Лакской распорядился вызвать Владимирова.
– Ваши вещи? – спросил он у него.
– Мои.
В это время адъютант поставил на стол запертую шкатулку.
– Тоже ваша?
– Моя.
– Что в ней?
– Разные мелочи.
– Откройте, – распорядился Ланской.
– Нечем. Нет ключа.
– Взломайте.
– Зачем же ломать? – вмешался Владимиров. – Ключ в моем портмоне, которое вы у меня забрали при аресте.
Шкатулку открыли. В ней действительно, ка первый взгляд, ничего существенного не оказалось. Пять медных двухкопеечных монет, письменный конверт, пилюли, два карандаша, стальное перо, какой-то небольшой сверточек…
Но когда Ланской развернул его, то, к удивлению своему, увидел в нем три пистона.
– Где пистоны, конфискованные у арестованного?
– Вот они, ваше сиятельство, – произнес адъютант, доставая их из шкафа.
– Того же калибра, – произнес Ланской.
Адъютант положил на стол клочки какого-то письма.
– Что это? – спросил Ланской.
– Обнаружено в номере. На полу, за диваном.
Когда же клочки разорванного письма сложили, то прочли следующее: «Милый друг! Приезжай в Москву, тебя очень нужно, поговорим обстоятельно, потом, ежели сочтешь нужным, опять отправишься». На этом письме был указан адрес Цеткина. Письмо было адресовано на имя Дмитрия Владимирова. Сохранился и обратный адрес: «В Москву, на Большой Бронной, дом Полякова № 25. Его Высокоблагородию Николаю Андреевичу Ишутину».
– Кто это такой Ишутин?
– Не знаю.
– Как же так? Он вам пишет, а вы его не знаете?
– Я жил с ним по соседству.
– Значит, знали?
– Да нет, просто шапочное знакомство.
– А о чем же поговорить ему надобно с вами?
– Вероятно, о квартире. Я задолжал там. Вот хозяйка, наверное, и просила написать, – ответил Владимиров.
Ланской внимательно рассмотрел штемпеля на конверте и определил, что письмо было отправлено из Москвы двадцатого марта и получено в Петербурге двадцать первого. Это была уже новая ниточка. И комиссия «положила: просить управляющего Третьим отделением собственной его императорского величества канцелярии о приказании по телеграфу Московскому Жандармскому Штаб-офицеру разыскать в Москве, обыскать и доставить в Петербург в комиссию арестованным Николая Андреевича Ишутина со всеми бумагами».
Поздней ночью Владимирова вызвал к себе на допрос Муравьев.
– Садитесь…
Владимиров ничего не ответил и только начал было садиться, как услышал вновь:
– Садитесь, садитесь, Дмитрий Владимирович…

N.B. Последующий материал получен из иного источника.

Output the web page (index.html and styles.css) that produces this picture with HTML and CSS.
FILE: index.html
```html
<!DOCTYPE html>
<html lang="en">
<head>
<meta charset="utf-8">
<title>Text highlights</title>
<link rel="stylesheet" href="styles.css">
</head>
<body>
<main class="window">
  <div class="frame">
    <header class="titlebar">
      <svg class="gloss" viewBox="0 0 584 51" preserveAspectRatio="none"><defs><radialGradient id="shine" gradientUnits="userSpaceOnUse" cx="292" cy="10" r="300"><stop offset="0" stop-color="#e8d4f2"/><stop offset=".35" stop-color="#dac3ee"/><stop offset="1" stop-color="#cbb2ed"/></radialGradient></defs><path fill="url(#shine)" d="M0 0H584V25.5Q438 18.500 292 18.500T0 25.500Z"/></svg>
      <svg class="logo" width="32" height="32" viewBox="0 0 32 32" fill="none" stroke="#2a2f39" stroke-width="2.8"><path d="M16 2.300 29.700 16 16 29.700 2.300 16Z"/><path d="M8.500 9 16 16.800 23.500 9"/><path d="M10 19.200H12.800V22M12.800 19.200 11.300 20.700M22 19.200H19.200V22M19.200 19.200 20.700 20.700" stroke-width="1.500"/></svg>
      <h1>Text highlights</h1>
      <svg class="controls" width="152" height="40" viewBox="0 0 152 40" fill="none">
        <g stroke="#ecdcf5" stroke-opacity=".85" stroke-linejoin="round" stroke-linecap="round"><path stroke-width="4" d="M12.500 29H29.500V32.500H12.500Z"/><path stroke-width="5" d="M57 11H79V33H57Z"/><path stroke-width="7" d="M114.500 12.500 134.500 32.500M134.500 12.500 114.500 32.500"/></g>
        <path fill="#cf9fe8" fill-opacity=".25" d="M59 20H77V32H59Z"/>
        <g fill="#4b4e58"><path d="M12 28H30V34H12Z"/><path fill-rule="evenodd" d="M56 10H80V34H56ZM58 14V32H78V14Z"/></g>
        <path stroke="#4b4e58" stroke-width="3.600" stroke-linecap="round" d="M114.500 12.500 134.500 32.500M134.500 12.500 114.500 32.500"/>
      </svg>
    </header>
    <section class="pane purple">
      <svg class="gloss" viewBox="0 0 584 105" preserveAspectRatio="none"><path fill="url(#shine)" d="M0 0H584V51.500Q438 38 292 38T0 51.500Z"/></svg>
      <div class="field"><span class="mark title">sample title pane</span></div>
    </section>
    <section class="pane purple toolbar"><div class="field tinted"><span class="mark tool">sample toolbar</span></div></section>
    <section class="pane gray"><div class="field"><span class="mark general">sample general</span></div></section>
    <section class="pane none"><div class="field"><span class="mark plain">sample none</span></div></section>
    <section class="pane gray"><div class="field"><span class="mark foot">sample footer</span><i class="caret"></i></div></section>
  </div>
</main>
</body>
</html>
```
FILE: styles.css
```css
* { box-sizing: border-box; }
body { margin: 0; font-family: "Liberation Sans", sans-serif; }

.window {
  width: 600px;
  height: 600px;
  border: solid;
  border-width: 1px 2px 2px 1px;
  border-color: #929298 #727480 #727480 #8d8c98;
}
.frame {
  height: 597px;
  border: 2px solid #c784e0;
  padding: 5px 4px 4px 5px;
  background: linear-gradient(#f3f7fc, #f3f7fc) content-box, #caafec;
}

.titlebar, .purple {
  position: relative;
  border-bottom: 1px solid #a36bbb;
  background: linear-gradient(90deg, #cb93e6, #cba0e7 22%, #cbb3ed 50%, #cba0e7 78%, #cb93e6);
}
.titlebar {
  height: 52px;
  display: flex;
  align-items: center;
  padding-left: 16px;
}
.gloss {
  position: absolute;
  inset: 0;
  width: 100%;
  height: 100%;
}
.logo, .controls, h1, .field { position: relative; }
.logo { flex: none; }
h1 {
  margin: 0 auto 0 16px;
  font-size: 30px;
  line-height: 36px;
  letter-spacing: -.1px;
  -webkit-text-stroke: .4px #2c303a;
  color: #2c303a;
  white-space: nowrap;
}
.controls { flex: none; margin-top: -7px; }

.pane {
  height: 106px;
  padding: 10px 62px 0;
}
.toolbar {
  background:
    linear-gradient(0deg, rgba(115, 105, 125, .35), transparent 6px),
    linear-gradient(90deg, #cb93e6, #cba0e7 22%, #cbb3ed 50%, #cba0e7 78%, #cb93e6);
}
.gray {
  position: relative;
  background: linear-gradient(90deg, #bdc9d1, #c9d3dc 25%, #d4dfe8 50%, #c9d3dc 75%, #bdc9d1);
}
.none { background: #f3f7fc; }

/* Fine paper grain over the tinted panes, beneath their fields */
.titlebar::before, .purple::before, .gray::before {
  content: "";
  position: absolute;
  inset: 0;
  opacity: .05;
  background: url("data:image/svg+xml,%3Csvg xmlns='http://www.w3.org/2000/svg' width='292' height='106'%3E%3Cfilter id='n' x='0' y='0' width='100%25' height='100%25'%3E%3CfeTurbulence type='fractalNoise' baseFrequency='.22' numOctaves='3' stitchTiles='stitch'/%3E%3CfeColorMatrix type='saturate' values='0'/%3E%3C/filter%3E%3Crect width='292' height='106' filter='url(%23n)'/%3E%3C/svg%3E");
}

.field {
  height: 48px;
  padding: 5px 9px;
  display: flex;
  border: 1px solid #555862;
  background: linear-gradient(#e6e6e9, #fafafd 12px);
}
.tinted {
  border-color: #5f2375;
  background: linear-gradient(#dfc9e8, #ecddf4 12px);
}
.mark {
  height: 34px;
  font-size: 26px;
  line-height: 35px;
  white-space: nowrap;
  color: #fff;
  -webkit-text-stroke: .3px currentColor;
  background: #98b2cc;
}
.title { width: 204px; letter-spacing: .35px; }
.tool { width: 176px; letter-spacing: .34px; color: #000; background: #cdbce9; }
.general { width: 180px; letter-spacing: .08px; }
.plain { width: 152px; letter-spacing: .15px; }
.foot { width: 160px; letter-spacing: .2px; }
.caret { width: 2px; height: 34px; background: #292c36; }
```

– Дмитрий Алексеевич… – поправил тот Муравьева.
– Простите, но я имею честь разговаривать с Дмитрием Владимировичем Каракозовым.
– Вы ошибаетесь. Моя фамилия Владимиров. Дмитрий Алексеевич Владимиров.
Тогда Муравьев еле заметным кивком головы подал дежурному офицеру условный знак, тот впустил в комнату Ишутина и проводил его до стола.
– Вам известен этот человек? – спросил у него Муравьев, указывая на Владимирова.
Арестованный повернулся к Ишутину и замер от неожиданности.
– Дмитрий! – воскликнул Ишутин.
– Вы его знаете?
– Конечно! – ответил Ишутин. – Это мой двоюродный брат.
– Фамилия, имя?
– Каракозов Дмитрий Владимирович!
– Ложь! – сказал Каракозов. – Этого человека я вижу впервые.
– Не будем играть в прятки, господин Каракозов! – произнес Муравьев и кивком головы распорядился увести Ишутина.
Только сейчас Ишутин понял, что настоящая фамилия Каракозова до сих пор не была установлена.
Е. Зильберман, В. Холявин
От составителя: Дмитрий Каракозов Верховным уголовным судом был приговорен к смертной казни через повешение. Казнен на Смоленском поле в Петербурге в 1866 году.